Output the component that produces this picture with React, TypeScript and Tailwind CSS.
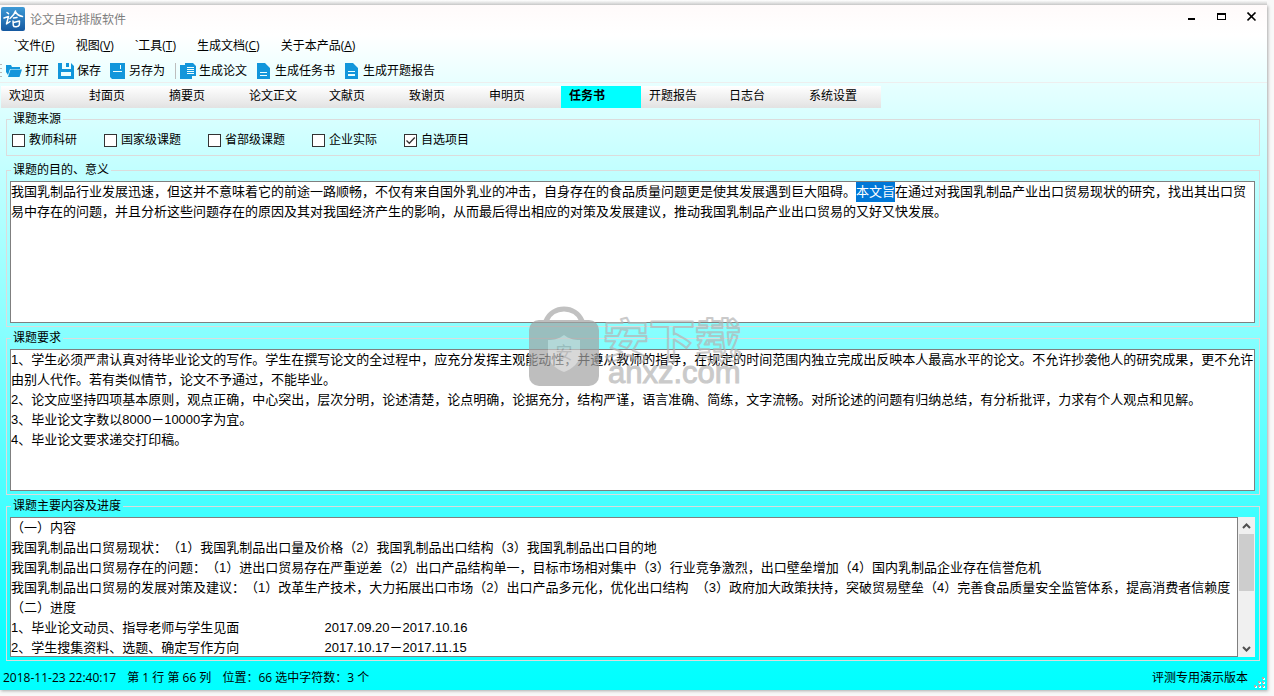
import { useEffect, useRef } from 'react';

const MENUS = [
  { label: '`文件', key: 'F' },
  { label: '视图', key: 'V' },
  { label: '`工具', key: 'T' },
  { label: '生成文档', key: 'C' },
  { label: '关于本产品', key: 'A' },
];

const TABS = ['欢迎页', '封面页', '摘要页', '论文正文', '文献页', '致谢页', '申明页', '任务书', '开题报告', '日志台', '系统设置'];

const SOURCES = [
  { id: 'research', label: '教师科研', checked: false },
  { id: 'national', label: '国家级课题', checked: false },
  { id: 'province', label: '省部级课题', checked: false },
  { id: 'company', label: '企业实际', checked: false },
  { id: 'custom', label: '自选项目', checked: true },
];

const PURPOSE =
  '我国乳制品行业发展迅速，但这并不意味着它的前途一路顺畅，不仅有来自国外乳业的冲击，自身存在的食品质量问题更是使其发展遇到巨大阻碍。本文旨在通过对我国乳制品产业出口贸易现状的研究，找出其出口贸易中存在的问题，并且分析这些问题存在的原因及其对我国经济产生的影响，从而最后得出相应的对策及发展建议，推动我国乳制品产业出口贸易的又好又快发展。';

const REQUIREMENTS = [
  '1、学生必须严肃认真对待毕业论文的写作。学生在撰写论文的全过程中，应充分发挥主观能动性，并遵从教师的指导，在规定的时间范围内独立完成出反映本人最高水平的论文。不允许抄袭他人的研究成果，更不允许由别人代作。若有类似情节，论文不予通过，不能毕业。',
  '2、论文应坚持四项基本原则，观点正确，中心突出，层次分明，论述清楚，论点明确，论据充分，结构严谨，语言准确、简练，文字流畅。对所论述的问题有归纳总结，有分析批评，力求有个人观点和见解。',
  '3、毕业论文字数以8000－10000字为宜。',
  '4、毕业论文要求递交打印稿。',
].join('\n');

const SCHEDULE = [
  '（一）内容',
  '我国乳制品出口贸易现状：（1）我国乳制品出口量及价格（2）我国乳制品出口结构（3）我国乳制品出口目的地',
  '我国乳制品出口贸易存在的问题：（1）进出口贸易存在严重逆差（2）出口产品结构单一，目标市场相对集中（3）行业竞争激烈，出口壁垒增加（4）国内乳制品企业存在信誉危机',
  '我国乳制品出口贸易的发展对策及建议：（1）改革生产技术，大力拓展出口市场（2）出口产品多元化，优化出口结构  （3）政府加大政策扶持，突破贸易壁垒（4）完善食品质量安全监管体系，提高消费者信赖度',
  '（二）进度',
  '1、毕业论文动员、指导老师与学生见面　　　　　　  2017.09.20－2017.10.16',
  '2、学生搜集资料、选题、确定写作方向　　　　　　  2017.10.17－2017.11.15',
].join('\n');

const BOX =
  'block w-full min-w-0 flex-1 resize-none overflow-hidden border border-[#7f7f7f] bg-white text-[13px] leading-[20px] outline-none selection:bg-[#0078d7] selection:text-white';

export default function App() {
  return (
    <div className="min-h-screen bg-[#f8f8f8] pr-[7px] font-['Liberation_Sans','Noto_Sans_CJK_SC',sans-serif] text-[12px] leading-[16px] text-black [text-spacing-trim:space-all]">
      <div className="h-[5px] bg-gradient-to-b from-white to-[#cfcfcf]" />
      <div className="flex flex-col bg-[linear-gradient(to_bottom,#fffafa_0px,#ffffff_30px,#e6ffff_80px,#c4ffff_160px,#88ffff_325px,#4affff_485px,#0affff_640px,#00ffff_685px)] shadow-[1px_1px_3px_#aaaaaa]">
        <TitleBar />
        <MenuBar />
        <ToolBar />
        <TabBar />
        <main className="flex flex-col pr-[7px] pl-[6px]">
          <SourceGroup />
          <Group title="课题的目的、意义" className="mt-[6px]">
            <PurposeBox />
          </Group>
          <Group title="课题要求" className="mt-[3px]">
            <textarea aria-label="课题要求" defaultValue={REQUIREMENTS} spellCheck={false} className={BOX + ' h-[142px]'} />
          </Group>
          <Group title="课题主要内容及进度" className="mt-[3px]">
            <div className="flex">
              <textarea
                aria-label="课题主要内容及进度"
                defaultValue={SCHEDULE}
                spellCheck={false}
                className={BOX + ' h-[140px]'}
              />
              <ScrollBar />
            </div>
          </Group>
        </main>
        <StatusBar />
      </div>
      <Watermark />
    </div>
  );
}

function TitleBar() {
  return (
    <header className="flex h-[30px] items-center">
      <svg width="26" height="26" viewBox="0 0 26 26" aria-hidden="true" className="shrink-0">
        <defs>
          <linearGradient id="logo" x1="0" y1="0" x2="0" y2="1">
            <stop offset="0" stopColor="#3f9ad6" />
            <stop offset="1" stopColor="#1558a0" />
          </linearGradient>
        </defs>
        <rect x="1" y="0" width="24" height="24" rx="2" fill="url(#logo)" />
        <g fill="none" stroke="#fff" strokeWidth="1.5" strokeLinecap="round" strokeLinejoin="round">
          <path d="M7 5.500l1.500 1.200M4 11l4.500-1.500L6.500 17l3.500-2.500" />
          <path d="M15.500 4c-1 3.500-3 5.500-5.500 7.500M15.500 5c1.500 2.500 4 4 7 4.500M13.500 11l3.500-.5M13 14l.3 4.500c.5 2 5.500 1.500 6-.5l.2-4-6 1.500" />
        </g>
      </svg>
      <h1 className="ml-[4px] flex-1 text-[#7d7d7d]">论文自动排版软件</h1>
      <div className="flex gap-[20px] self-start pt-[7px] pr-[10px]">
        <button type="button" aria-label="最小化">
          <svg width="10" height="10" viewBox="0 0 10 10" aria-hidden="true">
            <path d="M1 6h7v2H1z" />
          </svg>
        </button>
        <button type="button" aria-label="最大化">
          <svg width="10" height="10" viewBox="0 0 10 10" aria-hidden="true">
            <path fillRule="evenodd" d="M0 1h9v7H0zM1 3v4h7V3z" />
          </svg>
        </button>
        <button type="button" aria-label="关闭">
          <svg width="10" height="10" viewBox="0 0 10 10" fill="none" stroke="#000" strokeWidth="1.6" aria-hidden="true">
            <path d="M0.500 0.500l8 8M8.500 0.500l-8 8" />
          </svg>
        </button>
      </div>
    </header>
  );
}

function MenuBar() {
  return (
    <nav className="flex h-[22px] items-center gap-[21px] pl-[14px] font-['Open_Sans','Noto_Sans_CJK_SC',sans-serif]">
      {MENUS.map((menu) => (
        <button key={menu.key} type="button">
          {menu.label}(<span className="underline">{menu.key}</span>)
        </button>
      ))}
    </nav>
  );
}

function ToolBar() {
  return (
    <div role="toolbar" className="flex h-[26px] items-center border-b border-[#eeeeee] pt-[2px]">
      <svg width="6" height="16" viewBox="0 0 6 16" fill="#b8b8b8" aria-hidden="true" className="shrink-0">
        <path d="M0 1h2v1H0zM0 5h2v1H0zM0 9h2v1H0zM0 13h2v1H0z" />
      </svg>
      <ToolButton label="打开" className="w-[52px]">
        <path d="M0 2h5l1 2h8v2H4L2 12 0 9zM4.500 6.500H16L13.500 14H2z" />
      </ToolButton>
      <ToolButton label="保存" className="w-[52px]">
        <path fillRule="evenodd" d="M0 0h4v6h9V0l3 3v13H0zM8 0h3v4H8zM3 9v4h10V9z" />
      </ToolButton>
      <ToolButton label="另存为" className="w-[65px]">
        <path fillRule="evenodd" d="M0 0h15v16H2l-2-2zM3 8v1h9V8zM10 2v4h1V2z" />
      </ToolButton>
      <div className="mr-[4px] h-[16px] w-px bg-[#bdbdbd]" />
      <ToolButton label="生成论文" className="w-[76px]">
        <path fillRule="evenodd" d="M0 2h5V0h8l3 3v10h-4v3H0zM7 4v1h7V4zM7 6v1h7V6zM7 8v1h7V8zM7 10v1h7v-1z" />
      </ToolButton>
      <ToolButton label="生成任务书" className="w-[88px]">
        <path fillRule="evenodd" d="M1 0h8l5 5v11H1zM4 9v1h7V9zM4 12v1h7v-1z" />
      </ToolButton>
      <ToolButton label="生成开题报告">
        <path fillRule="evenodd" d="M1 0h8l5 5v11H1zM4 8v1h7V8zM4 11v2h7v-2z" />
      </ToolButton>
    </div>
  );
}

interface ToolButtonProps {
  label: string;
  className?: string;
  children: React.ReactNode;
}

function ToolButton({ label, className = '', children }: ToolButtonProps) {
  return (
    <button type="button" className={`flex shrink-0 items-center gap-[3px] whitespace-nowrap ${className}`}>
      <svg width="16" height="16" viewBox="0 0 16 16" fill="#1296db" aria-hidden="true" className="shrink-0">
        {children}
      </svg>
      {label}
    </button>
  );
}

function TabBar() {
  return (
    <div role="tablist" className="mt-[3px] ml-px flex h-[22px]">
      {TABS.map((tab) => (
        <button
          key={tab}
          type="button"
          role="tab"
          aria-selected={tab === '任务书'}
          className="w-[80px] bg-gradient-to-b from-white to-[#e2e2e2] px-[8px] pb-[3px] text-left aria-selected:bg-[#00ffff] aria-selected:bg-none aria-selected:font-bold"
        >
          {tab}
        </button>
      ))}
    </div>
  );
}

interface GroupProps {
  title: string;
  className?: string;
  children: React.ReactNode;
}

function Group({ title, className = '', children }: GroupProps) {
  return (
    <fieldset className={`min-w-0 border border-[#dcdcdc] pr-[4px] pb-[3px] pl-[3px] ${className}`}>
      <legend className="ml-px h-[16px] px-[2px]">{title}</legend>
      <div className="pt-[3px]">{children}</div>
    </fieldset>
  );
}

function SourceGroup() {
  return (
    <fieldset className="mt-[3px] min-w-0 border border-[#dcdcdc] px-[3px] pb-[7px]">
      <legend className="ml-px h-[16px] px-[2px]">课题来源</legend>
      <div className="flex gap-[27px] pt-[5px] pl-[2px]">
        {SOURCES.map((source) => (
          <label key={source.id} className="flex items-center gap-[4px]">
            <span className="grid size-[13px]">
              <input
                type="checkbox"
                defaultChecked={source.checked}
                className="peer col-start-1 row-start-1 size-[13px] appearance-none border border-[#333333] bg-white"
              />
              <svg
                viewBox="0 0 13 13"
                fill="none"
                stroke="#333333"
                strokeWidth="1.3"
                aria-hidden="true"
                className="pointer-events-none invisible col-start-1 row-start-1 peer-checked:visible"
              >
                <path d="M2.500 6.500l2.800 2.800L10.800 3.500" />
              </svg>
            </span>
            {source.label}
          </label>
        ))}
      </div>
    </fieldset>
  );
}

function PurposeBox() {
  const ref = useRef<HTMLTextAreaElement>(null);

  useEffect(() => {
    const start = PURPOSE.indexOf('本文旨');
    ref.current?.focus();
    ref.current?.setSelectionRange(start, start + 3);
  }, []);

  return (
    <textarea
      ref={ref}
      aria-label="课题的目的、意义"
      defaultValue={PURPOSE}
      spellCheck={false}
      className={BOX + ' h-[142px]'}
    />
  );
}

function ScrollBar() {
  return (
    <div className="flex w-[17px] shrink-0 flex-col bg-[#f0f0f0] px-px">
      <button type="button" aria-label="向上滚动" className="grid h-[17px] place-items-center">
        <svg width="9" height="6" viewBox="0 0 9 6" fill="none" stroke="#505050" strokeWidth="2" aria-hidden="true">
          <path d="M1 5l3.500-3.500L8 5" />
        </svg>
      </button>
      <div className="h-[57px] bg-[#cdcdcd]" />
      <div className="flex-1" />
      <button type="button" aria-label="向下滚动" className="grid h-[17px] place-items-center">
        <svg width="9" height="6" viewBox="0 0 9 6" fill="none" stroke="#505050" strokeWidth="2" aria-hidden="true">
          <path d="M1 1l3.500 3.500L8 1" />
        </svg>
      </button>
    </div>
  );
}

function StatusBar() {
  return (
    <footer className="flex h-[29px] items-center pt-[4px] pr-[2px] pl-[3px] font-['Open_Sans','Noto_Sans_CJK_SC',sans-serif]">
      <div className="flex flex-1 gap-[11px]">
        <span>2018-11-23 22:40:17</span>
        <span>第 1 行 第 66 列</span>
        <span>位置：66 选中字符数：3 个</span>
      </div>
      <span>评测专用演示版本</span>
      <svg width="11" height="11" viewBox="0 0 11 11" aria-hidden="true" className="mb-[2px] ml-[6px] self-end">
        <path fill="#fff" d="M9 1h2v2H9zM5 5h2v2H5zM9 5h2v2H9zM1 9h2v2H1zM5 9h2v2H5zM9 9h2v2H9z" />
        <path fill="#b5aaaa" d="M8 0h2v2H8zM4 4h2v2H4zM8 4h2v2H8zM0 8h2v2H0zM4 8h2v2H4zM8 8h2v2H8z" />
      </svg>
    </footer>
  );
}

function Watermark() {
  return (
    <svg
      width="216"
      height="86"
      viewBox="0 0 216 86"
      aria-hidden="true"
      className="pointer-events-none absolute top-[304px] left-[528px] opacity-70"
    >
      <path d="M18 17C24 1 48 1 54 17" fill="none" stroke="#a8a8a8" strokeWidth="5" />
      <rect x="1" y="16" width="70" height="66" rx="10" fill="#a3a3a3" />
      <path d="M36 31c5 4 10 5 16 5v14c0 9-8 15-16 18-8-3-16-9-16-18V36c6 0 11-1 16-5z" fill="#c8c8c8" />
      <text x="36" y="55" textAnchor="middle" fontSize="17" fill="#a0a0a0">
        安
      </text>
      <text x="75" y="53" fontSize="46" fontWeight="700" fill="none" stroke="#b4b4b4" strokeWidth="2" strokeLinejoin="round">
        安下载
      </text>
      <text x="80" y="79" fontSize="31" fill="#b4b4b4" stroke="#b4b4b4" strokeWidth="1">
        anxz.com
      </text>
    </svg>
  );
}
----------
Quote, exactly and only, the lines from the first line of the data above through the line containing "outline-none selection:bg-[#0078d7] selection:text-white';". The pictures do not belong in it.

## ANSWER TO THE TASK
Output the component that produces this picture with React, TypeScript and Tailwind CSS.
import { useEffect, useRef } from 'react';

const MENUS = [
  { label: '`文件', key: 'F' },
  { label: '视图', key: 'V' },
  { label: '`工具', key: 'T' },
  { label: '生成文档', key: 'C' },
  { label: '关于本产品', key: 'A' },
];

const TABS = ['欢迎页', '封面页', '摘要页', '论文正文', '文献页', '致谢页', '申明页', '任务书', '开题报告', '日志台', '系统设置'];

const SOURCES = [
  { id: 'research', label: '教师科研', checked: false },
  { id: 'national', label: '国家级课题', checked: false },
  { id: 'province', label: '省部级课题', checked: false },
  { id: 'company', label: '企业实际', checked: false },
  { id: 'custom', label: '自选项目', checked: true },
];

const PURPOSE =
  '我国乳制品行业发展迅速，但这并不意味着它的前途一路顺畅，不仅有来自国外乳业的冲击，自身存在的食品质量问题更是使其发展遇到巨大阻碍。本文旨在通过对我国乳制品产业出口贸易现状的研究，找出其出口贸易中存在的问题，并且分析这些问题存在的原因及其对我国经济产生的影响，从而最后得出相应的对策及发展建议，推动我国乳制品产业出口贸易的又好又快发展。';

const REQUIREMENTS = [
  '1、学生必须严肃认真对待毕业论文的写作。学生在撰写论文的全过程中，应充分发挥主观能动性，并遵从教师的指导，在规定的时间范围内独立完成出反映本人最高水平的论文。不允许抄袭他人的研究成果，更不允许由别人代作。若有类似情节，论文不予通过，不能毕业。',
  '2、论文应坚持四项基本原则，观点正确，中心突出，层次分明，论述清楚，论点明确，论据充分，结构严谨，语言准确、简练，文字流畅。对所论述的问题有归纳总结，有分析批评，力求有个人观点和见解。',
  '3、毕业论文字数以8000－10000字为宜。',
  '4、毕业论文要求递交打印稿。',
].join('\n');

const SCHEDULE = [
  '（一）内容',
  '我国乳制品出口贸易现状：（1）我国乳制品出口量及价格（2）我国乳制品出口结构（3）我国乳制品出口目的地',
  '我国乳制品出口贸易存在的问题：（1）进出口贸易存在严重逆差（2）出口产品结构单一，目标市场相对集中（3）行业竞争激烈，出口壁垒增加（4）国内乳制品企业存在信誉危机',
  '我国乳制品出口贸易的发展对策及建议：（1）改革生产技术，大力拓展出口市场（2）出口产品多元化，优化出口结构  （3）政府加大政策扶持，突破贸易壁垒（4）完善食品质量安全监管体系，提高消费者信赖度',
  '（二）进度',
  '1、毕业论文动员、指导老师与学生见面　　　　　　  2017.09.20－2017.10.16',
  '2、学生搜集资料、选题、确定写作方向　　　　　　  2017.10.17－2017.11.15',
].join('\n');

const BOX =
  'block w-full min-w-0 flex-1 resize-none overflow-hidden border border-[#7f7f7f] bg-white text-[13px] leading-[20px] outline-none selection:bg-[#0078d7] selection:text-white';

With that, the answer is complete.